Aydın, incirin başkenti olarak bilinir. Yıllardır hem ülke ekonomisine hem de ihracata ciddi katkı sunan bu ürün, bugün üreticiden tüccara, tüketiciden ihracatçıya kadar herkesin ortak sorunu haline geldi.
Bu yıl incir fiyatlarının 400 ile 800 TL arasında seyretmesi, üretici ile piyasa arasındaki dengeyi bozdu. Üretici emeğinin karşılığını almak istiyor, tüccar maliyetleri karşılamakta zorlanıyor, tüketici ise yüksek fiyatlardan dolayı ürüne ulaşamıyor.

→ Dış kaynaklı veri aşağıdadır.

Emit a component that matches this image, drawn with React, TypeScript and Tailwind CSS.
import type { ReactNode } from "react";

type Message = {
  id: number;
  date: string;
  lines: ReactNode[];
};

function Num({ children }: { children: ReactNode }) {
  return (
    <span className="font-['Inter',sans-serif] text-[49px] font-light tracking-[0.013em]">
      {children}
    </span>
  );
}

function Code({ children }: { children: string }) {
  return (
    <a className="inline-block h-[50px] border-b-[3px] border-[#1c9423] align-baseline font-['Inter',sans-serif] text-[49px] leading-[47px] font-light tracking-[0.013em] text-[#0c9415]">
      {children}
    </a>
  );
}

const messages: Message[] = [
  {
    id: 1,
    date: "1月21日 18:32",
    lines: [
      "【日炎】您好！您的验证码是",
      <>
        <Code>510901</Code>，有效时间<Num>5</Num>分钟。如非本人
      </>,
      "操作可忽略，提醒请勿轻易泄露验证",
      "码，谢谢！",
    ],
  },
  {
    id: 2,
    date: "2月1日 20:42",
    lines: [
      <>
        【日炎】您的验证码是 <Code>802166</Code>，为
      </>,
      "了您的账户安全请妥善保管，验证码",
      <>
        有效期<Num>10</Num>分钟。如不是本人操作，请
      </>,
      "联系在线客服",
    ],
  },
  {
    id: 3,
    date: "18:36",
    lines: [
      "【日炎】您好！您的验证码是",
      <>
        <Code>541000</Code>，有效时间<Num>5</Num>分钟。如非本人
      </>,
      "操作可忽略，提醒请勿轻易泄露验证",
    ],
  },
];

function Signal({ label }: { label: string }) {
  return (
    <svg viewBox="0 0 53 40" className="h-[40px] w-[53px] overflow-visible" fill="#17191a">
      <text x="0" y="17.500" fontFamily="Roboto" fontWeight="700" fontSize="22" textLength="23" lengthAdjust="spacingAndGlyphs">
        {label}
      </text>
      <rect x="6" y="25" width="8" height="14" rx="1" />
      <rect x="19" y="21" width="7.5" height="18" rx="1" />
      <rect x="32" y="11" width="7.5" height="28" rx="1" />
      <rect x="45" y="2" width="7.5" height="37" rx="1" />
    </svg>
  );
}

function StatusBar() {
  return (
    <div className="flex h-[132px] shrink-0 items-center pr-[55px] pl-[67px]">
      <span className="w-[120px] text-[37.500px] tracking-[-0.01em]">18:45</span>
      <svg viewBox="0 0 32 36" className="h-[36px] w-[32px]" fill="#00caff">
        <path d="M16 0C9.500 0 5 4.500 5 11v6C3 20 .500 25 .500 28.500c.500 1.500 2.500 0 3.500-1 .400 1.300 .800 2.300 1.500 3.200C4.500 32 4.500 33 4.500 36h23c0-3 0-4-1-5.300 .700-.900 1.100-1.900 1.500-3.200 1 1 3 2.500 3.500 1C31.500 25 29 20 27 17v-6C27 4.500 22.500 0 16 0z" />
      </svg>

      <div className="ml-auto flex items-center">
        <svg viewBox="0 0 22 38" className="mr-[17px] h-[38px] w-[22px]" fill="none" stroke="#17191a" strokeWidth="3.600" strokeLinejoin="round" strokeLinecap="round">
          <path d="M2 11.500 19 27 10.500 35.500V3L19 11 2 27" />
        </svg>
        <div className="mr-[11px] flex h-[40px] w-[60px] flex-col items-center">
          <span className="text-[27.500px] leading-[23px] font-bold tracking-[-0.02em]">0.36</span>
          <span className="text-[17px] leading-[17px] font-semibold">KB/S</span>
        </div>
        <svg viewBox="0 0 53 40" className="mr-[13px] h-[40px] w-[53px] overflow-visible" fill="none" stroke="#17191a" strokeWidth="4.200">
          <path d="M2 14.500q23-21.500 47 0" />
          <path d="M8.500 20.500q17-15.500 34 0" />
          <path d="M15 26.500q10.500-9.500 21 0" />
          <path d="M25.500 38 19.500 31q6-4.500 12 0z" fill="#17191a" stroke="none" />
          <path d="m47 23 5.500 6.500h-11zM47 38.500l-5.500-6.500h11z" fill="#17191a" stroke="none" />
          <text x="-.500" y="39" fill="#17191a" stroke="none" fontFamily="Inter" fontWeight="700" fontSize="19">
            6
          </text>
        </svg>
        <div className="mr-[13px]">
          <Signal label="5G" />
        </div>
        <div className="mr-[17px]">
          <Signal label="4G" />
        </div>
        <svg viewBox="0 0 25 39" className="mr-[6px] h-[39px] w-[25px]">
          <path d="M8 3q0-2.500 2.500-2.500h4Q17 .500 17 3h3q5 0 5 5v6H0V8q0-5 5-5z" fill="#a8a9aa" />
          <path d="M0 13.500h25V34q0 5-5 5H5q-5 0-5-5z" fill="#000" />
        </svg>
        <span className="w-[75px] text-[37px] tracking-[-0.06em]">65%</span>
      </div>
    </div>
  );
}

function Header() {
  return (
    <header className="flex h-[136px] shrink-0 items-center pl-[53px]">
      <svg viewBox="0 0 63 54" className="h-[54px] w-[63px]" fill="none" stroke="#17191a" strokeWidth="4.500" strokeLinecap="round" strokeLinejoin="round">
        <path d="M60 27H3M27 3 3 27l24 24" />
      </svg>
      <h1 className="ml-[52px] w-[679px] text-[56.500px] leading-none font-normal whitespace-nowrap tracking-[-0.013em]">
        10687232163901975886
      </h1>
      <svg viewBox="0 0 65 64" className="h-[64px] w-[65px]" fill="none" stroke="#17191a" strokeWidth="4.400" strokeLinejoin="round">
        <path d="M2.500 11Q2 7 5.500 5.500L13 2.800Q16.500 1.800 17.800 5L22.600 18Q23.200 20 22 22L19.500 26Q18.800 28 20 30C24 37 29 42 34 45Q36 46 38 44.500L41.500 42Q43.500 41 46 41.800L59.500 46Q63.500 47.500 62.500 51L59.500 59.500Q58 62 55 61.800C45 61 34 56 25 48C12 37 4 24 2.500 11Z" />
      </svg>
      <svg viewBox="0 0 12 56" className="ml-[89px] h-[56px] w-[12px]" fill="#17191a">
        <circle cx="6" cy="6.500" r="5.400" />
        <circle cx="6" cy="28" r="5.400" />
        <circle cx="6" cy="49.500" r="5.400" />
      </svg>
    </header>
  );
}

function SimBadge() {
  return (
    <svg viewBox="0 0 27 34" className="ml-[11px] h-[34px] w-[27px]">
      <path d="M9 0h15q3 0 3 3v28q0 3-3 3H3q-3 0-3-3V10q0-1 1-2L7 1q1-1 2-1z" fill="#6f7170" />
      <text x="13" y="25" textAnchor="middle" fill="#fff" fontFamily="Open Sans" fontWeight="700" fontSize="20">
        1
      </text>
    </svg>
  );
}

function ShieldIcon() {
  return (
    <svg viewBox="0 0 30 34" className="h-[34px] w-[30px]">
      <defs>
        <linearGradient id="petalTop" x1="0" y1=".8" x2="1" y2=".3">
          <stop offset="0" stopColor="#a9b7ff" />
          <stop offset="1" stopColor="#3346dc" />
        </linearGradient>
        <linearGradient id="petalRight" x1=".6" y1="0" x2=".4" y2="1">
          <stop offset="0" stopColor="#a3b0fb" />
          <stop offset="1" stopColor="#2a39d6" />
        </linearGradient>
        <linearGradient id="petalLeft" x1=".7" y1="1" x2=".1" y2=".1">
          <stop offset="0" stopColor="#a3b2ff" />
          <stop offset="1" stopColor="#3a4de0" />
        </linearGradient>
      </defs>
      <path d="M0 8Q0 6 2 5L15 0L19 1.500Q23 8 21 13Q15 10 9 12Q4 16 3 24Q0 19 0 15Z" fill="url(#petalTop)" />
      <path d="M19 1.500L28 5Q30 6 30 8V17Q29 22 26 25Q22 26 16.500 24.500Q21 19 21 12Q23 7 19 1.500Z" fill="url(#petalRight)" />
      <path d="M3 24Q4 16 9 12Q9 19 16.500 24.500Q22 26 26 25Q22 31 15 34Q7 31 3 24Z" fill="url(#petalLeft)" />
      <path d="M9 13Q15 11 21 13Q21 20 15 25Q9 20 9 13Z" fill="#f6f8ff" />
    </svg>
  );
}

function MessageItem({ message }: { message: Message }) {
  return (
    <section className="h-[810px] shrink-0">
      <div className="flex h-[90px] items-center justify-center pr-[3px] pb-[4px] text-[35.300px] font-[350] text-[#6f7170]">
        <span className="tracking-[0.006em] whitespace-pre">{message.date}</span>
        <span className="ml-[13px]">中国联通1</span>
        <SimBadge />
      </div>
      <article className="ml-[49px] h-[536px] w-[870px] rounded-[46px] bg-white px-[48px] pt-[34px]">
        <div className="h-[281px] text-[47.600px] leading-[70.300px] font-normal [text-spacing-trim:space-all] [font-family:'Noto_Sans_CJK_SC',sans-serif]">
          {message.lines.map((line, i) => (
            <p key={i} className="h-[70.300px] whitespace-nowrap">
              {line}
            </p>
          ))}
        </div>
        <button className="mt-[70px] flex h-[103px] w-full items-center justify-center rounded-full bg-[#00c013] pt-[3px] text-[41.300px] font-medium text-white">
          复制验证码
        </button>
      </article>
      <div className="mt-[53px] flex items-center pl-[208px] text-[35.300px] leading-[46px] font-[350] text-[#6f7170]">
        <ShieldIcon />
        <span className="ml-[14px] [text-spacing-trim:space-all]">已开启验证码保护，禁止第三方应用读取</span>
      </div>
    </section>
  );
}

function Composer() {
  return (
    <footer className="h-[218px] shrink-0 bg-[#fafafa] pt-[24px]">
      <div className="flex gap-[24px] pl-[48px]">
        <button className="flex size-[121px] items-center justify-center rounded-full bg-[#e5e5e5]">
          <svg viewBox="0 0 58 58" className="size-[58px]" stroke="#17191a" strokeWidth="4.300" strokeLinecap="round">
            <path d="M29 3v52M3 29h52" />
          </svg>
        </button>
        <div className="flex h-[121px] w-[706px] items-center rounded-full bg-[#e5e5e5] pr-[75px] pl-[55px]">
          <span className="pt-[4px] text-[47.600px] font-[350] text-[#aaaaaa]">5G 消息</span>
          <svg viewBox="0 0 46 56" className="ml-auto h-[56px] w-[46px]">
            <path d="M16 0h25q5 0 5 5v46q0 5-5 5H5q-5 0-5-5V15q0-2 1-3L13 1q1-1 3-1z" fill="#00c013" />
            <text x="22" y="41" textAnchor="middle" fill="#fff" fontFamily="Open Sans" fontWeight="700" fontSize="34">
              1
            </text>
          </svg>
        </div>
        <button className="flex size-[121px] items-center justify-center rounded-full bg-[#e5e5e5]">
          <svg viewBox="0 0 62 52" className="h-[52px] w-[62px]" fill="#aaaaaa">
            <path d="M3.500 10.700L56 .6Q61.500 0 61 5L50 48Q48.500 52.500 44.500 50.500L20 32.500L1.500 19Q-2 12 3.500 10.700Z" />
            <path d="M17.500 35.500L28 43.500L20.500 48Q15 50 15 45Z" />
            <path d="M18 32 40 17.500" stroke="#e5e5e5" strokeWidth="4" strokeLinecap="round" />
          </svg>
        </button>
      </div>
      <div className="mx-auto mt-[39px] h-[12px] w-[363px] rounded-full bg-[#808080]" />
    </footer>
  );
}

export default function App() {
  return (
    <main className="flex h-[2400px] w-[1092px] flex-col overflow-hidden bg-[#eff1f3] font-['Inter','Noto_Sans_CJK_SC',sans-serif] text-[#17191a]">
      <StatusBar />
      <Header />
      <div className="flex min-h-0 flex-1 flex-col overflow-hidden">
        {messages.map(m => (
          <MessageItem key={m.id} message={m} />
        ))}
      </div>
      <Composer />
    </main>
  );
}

En büyük sıkıntıyı ise yine üretici yaşıyor. Elindeki inciri satamayan çiftçi, borcunu ödeyemiyor; kredi ve girdi maliyetleri giderek ağırlaşıyor.
Kısacası “incir cenneti” Aydın’da, incir sezonu kara bulutların gölgesinde geçiyor.
Burada sorulması gereken temel soru şu: Üretici emeğinin karşılığını nasıl alacak, tüketici ürüne makul fiyatla nasıl ulaşacak, tüccar nasıl ayakta kalacak?
Bu noktada Tarım Bakanlığı’ndan yerel yönetimlere kadar yetkililerin devreye girmesi gerekiyor. Piyasanın dengesini sağlayacak adımlar atılmalı; üretici, tüccar ve tüketici üçgeninde sürdürülebilir bir çözüm bulunmalı.
İncir sadece Aydın’ın değil, Türkiye’nin markası. Bu markanın zarar görmesine izin vermemek hepimizin sorumluluğudur. Eğer bir çözüm bulunmazsa çok insan büyük sıkıntılarla karşı karşıya kalacak.